Everything is thought – the whole, hen panta. That thought is my blazing, it is my friendship with thought, which reaches me singularly. Friendship – which turns me, for a moment, from my friends. I am alone – but am I alone? There is thought; there is thinking. I am kept; the secret maintains itself. Nothing can be communicated.

But then, by my gestures, by the tone of my voice and my silences, thinking is there, in person. Thinking relates itself to itself, by way of me. Its price: I have become no one. My body, my life has be joined to no one. I am pure figure. Thinking gives itself to itself – but what is left of me, who is sacrificed in this giving?

Thinking communicates. But what does it say? Only itself. Only the saying of itself, the ‘that there is’ of thinking. Only the surprise that thinking has incarnated itself, that it has found a body. This communication is the sign, the trace. But a sign of itself, without signification. A kind of doubling – a division between my body and a body, between my life and a life.

Thought burns; my whole life is burning, but nothing is consumed. Nothing is changed. Friendship, which demands solitude, changes nothing. The world will be restored to you; everything will come back; it is the same world, there is no other. And yet it has changed – yet the same is also what divides itself and does not cease to divide itself between individual lives and a life.

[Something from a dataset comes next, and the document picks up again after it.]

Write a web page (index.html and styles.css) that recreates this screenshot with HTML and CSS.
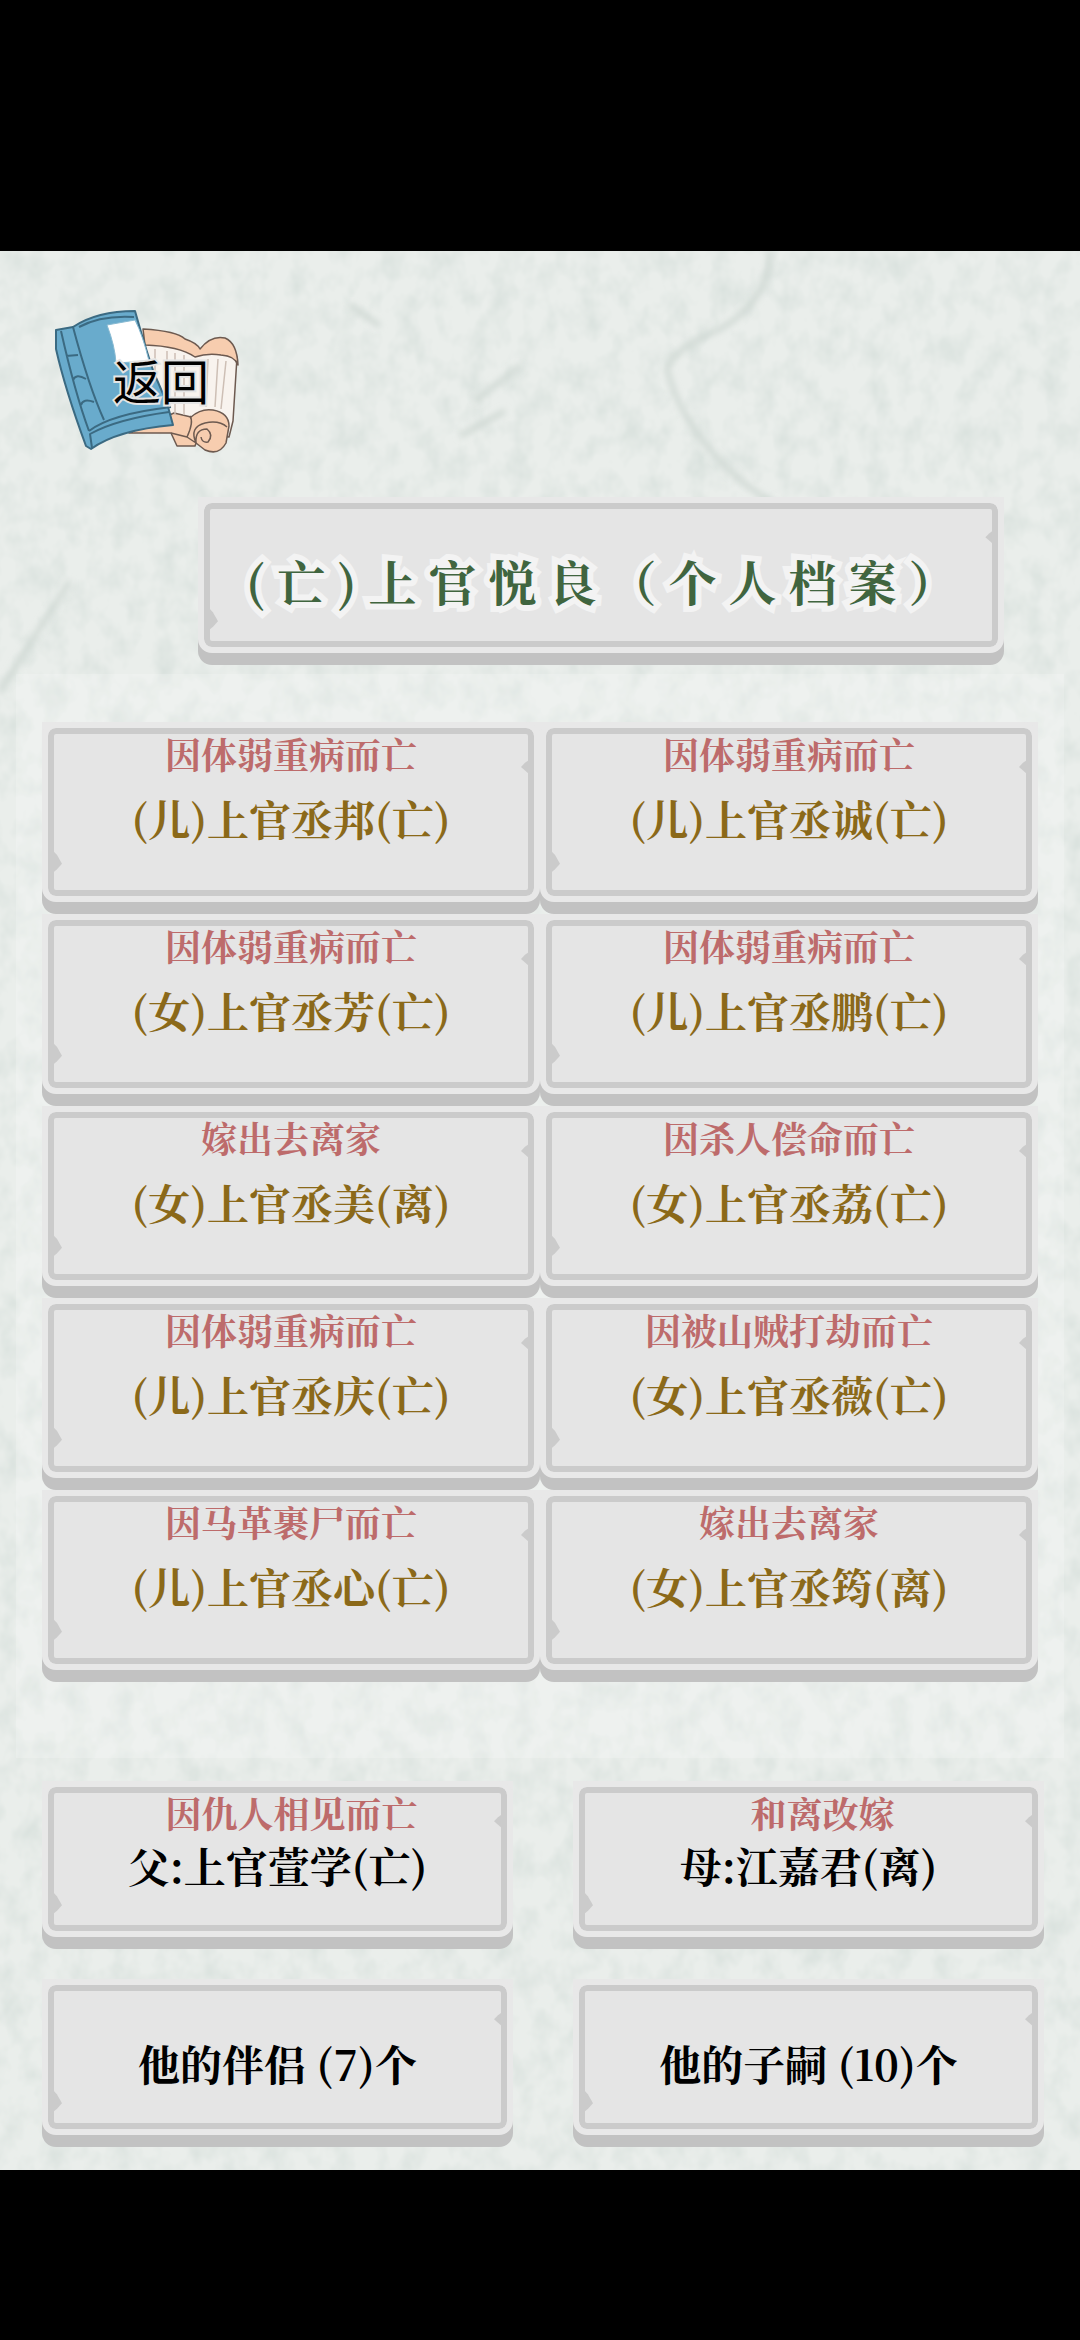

This is thought’s adventure; it is the adventure thought gives itself. But there is no one to give; nothing stands behind thought. It is only that thinking is adventure, and infinite movement. It is only that thinking is the stirring of the infinite in the finite, the fold which can only refold and unfold.

Let it come, then. But it needs assistance. It needs a body, a thinker, one whom it can keep. Hence those thinkers whose memory is precious to me, those who, for a time – a sunny afternoon, a room full of conference attendees, a brief conversation outside, as others smoke – incarnate thought, give to it their life, the whole of their lives.